Sandra Geller vertelt over het leven van de duivelskunstenaar Michail Boelganov en zijn adembenemende roman. Zij legt uit waarom de Russen ervan overtuigd zijn dat Boelganov vervloekt was, en nog steeds is…. En dat het in zijn huismuseum echt spookt!
De film is gebaseerd op de surrealistische roman van Michail Boelgakov (1891-1940). De schrijver schreef dit in de periode van de Stalin’s terreur. Het is een satire over het literaire leven in de jaren dertig van de 20ste eeuw in Rusland. Hij vertelt over de komst van de Duivel (Woland genaamd) naar Moskou, voor de zwarte Magieshow en het Grote Lentebal. In het atheïstische Rusland bewijst de duivel dat God bestaat. De tweede lijn van de roman vertelt over de liefdesgeschiedenis van de schrijver, de Meester genaamd, en zijn geliefde Margarita.

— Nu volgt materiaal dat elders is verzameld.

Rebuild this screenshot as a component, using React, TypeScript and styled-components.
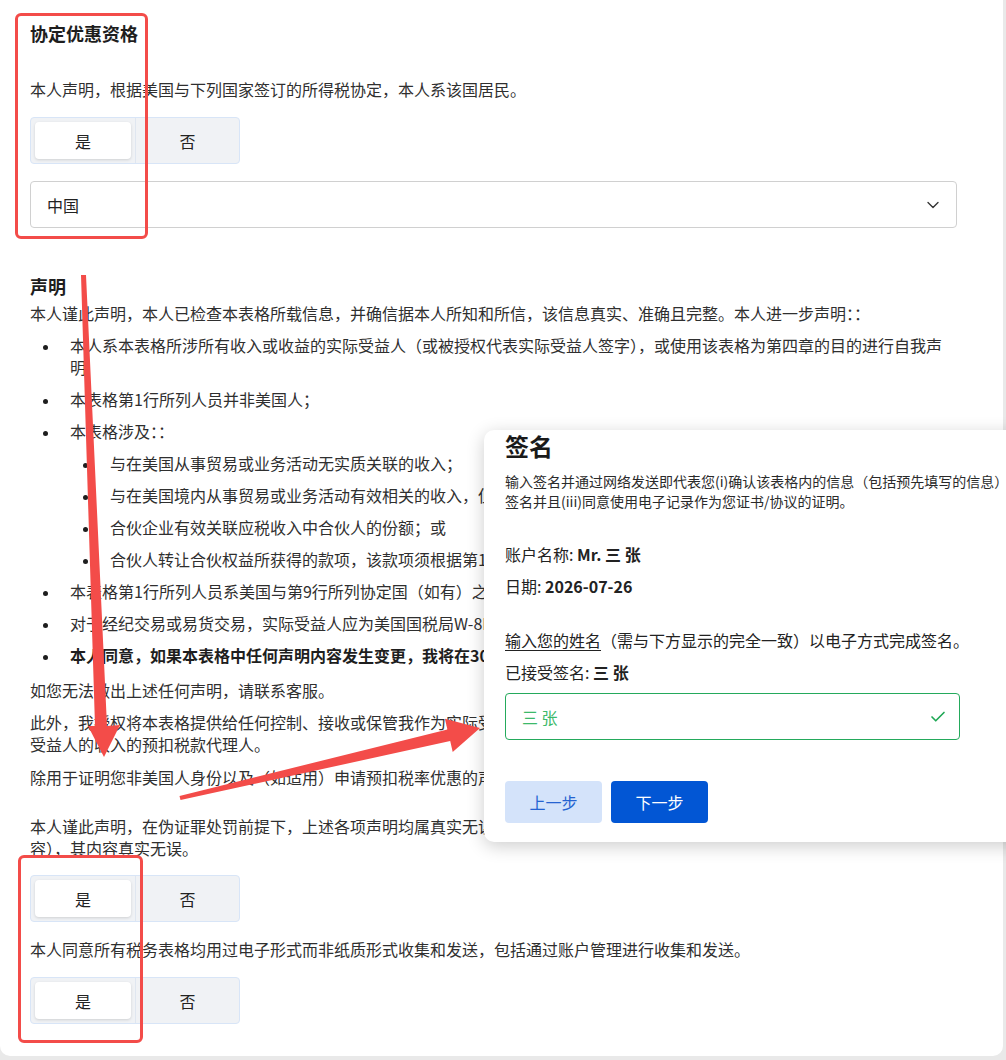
import React from "react";
import styled, { createGlobalStyle } from "styled-components";
import { ChevronDown, Check } from "lucide-react";

const Global = createGlobalStyle`
  html, body { margin: 0; padding: 0; overflow: hidden; }
  body { font-family: "Noto Sans CJK SC", "Noto Sans", sans-serif; color: #2f2f2f; }
  * { box-sizing: border-box; }
`;

const Page = styled.div`
  position: relative;
  width: 1006px;
  height: 1060px;
  overflow: hidden;
  background: #e9e9e9;
`;

const Card = styled.main`
  width: 1003px;
  background: #ffffff;
  border-radius: 0 0 10px 10px;
  padding: 20px 46px 32px 30px;
  font-size: 16px;
  line-height: 22px;
`;

const Title = styled.h2`
  margin: 0;
  font-size: 18px;
  line-height: 26px;
  font-weight: 600;
  color: #1e1e1e;
`;

const Heading = styled.h3<{ $mt: number }>`
  margin: ${(p) => p.$mt}px 0 0;
  font-size: 18px;
  line-height: 24px;
  font-weight: 700;
  color: #1e1e1e;
`;

const Text = styled.p<{ $mt: number }>`
  margin: ${(p) => p.$mt}px 0 0;
  font-size: 16px;
  line-height: 22px;
`;

const Segmented = styled.div<{ $mt: number }>`
  margin-top: ${(p) => p.$mt}px;
  display: grid;
  grid-template-columns: 105px 103px;
  width: 210px;
  height: 47px;
  border: 1px solid #d8e5f7;
  border-radius: 4px;
  background: #f0f2f5;
`;

const SegCell = styled.div<{ $divider: boolean }>`
  padding: 4px ${(p) => (p.$divider ? "4px" : "0")} 4px ${(p) => (p.$divider ? "4px" : "0")};
  border-right: ${(p) => (p.$divider ? "1px solid #dfe6f0" : "none")};
`;

const SegPill = styled.div<{ $active: boolean }>`
  height: 100%;
  display: flex;
  align-items: center;
  justify-content: center;
  font-size: 16px;
  color: #222;
  border-radius: 4px;
  background: ${(p) => (p.$active ? "#ffffff" : "transparent")};
  box-shadow: ${(p) => (p.$active ? "0 1px 3px rgba(0,0,0,0.14)" : "none")};
`;

const Select = styled.div`
  margin-top: 17px;
  height: 47px;
  border: 1px solid #d0d0d0;
  border-radius: 4px;
  padding: 0 13px 0 16px;
  display: flex;
  align-items: center;
  justify-content: space-between;
  font-size: 16px;
  color: #222;
`;

const List = styled.ul<{ $mt: number }>`
  margin: ${(p) => p.$mt}px 0 0;
  padding: 0 0 0 40px;
  list-style: none;
`;

const Item = styled.li<{ $bold?: boolean }>`
  font-weight: ${(p) => (p.$bold ? 700 : 400)};
  color: ${(p) => (p.$bold ? "#1e1e1e" : "#2f2f2f")};
  & + & { margin-top: 10px; }
  &::before {
    content: "";
    display: inline-block;
    width: 5px;
    height: 5px;
    border-radius: 50%;
    background: #1e1e1e;
    margin-left: -27px;
    margin-right: 22px;
    vertical-align: middle;
  }
`;

const Popup = styled.section`
  position: absolute;
  left: 484px;
  top: 430px;
  width: 700px;
  height: 412px;
  background: #ffffff;
  border-radius: 10px;
  box-shadow: 0 4px 18px rgba(0, 0, 0, 0.2);
  padding: 1px 21px 0;
  color: #222;
`;

const PopTitle = styled.h2`
  margin: 0;
  font-size: 24px;
  line-height: 30px;
  font-weight: 700;
  color: #1a1a1a;
`;

const PopDesc = styled.p`
  margin: 10px 0 0;
  font-size: 14px;
  line-height: 20px;
  white-space: nowrap;
  color: #2a2a2a;
`;

const Field = styled.div<{ $mt: number }>`
  margin-top: ${(p) => p.$mt}px;
  font-size: 16px;
  line-height: 24px;
  white-space: nowrap;
  b { font-weight: 600; }
`;

const Underlined = styled.span`
  text-decoration: underline;
  text-underline-offset: 3px;
`;

const SignInput = styled.div`
  margin-top: 9px;
  width: 455px;
  height: 47px;
  border: 1px solid #24aa5c;
  border-radius: 4px;
  padding: 0 12px 0 16px;
  display: flex;
  align-items: center;
  justify-content: space-between;
  font-size: 16px;
  color: #3cb96a;
`;

const Actions = styled.div`
  margin-top: 41px;
  display: flex;
  gap: 9px;
`;

const Btn = styled.button<{ $primary?: boolean }>`
  width: 97px;
  height: 42px;
  border: none;
  border-radius: 4px;
  font-family: inherit;
  font-size: 16px;
  background: ${(p) => (p.$primary ? "#0256d4" : "#d4e3fa")};
  color: ${(p) => (p.$primary ? "#ffffff" : "#2563d1")};
`;

const Marker = styled.div<{ $x: number; $y: number; $w: number; $h: number }>`
  position: absolute;
  left: ${(p) => p.$x}px;
  top: ${(p) => p.$y}px;
  width: ${(p) => p.$w}px;
  height: ${(p) => p.$h}px;
  border: 3px solid #f34c49;
  border-radius: 6px;
  pointer-events: none;
`;

const ArrowLayer = styled.svg`
  position: absolute;
  left: 0;
  top: 0;
  pointer-events: none;
`;

function YesNo({ mt }: { mt: number }) {
  return (
    <Segmented $mt={mt}>
      <SegCell $divider>
        <SegPill $active>是</SegPill>
      </SegCell>
      <SegCell $divider={false}>
        <SegPill $active={false}>否</SegPill>
      </SegCell>
    </Segmented>
  );
}

export default function App() {
  return (
    <Page>
      <Global />
      <Card>
        <Title>协定优惠资格</Title>
        <Text $mt={32}>本人声明，根据美国与下列国家签订的所得税协定，本人系该国居民。</Text>
        <YesNo mt={17} />
        <Select>
          <span>中国</span>
          <ChevronDown size={20} strokeWidth={1.6} color="#333" />
        </Select>

        <Heading $mt={46}>声明</Heading>
        <Text $mt={4}>
          本人谨此声明，本人已检查本表格所载信息，并确信据本人所知和所信，该信息真实、准确且完整。本人进一步声明：：
        </Text>
        <List $mt={10}>
          <Item>
            本人系本表格所涉所有收入或收益的实际受益人（或被授权代表实际受益人签字），或使用该表格为第四章的目的进行自我声明
          </Item>
          <Item>本表格第1行所列人员并非美国人；</Item>
          <Item>
            本表格涉及：：
            <List $mt={10}>
              <Item>与在美国从事贸易或业务活动无实质关联的收入；</Item>
              <Item>与在美国境内从事贸易或业务活动有效相关的收入，但未根据适用的所得税协定缴纳税款；</Item>
              <Item>合伙企业有效关联应税收入中合伙人的份额；或</Item>
              <Item>合伙人转让合伙权益所获得的款项，该款项须根据第1446(f)条规定预扣税款；</Item>
            </List>
          </Item>
          <Item>本表格第1行所列人员系美国与第9行所列协定国（如有）之间所得税协定意义上的该国居民；</Item>
          <Item>对于经纪交易或易货交易，实际受益人应为美国国税局W-8BEN表格说明中所定义的豁免外国人。</Item>
          <Item $bold>本人同意，如果本表格中任何声明内容发生变更，我将在30天内提交新的表格。</Item>
        </List>
        <Text $mt={13}>如您无法做出上述任何声明，请联系客服。</Text>
        <Text $mt={10}>
          此外，我授权将本表格提供给任何控制、接收或保管我作为实际受益人的收入的预扣税款代理人，或任何可支付或划拨我作为实际受益人的收入的预扣税款代理人。
        </Text>
        <Text $mt={11}>
          除用于证明您非美国人身份以及（如适用）申请预扣税率优惠的声明外，美国国税局不要求您同意本文件的任何条款。
        </Text>
        <Text $mt={27}>
          本人谨此声明，在伪证罪处罚前提下，上述各项声明均属真实无误，且本人已仔细审阅本表格所载的全部信息（包括预先填写的内容），其内容真实无误。
        </Text>
        <YesNo mt={16} />
        <Text $mt={16}>本人同意所有税务表格均用过电子形式而非纸质形式收集和发送，包括通过账户管理进行收集和发送。</Text>
        <YesNo mt={17} />
      </Card>

      <Popup>
        <PopTitle>签名</PopTitle>
        <PopDesc>
          输入签名并通过网络发送即代表您(i)确认该表格内的信息（包括预先填写的信息）真实准确，(ii)以电子方式
          <br />
          签名并且(iii)同意使用电子记录作为您证书/协议的证明。
        </PopDesc>
        <Field $mt={31}>
          账户名称: <b>Mr. 三 张</b>
        </Field>
        <Field $mt={8}>
          日期: <b>2026-07-26</b>
        </Field>
        <Field $mt={30}>
          <Underlined>输入您的姓名</Underlined>（需与下方显示的完全一致）以电子方式完成签名。
        </Field>
        <Field $mt={8}>
          已接受签名: <b>三 张</b>
        </Field>
        <SignInput>
          <span>三 张</span>
          <Check size={18} strokeWidth={2.2} color="#1fa855" />
        </SignInput>
        <Actions>
          <Btn>上一步</Btn>
          <Btn $primary>下一步</Btn>
        </Actions>
      </Popup>

      <Marker $x={15} $y={13} $w={133} $h={226} />
      <Marker $x={18} $y={855} $w={125} $h={188} />

      <ArrowLayer width={1006} height={1060} viewBox="0 0 1006 1060">
        <polygon
          fill="#f34c49"
          points="81,275 86,275 107,726 120,725 104,757 88,726 95,726"
        />
        <polygon
          fill="#f34c49"
          points="179.5,796 447.4,729.5 444.9,718.7 480,728 452.7,752 450.2,741.1 180.5,800"
        />
      </ArrowLayer>
    </Page>
  );
}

De Meester schrijft zijn eigen roman over Pontius Pilatus en Jezus (Jesjoea), zijn versie op de Bijbelse gebeurtenissen. Om zijn ideeën belandde de Meester in een psychiatrisch ziekenhuis. Hij stort volledig in en probeert zijn roman te verbranden. De Duivel redt zijn roman en verklaart: “Manuscripten branden niet!”. Maar tot welke prijs?
Film
In 1994 verfilmde Juri Kara de mysterieuze roman van Boelgakov. Door het Russische bioscooppubliek werd reikhalzend naar deze peperdure productie (budget: 15 miljoen dollar) uitgekeken, maar de autoriteiten deden de film in de ban. Na zeventien jaar discussie en onderhandeling verscheen in 2011 een ingekorte bioscoopversie van 118 minuten.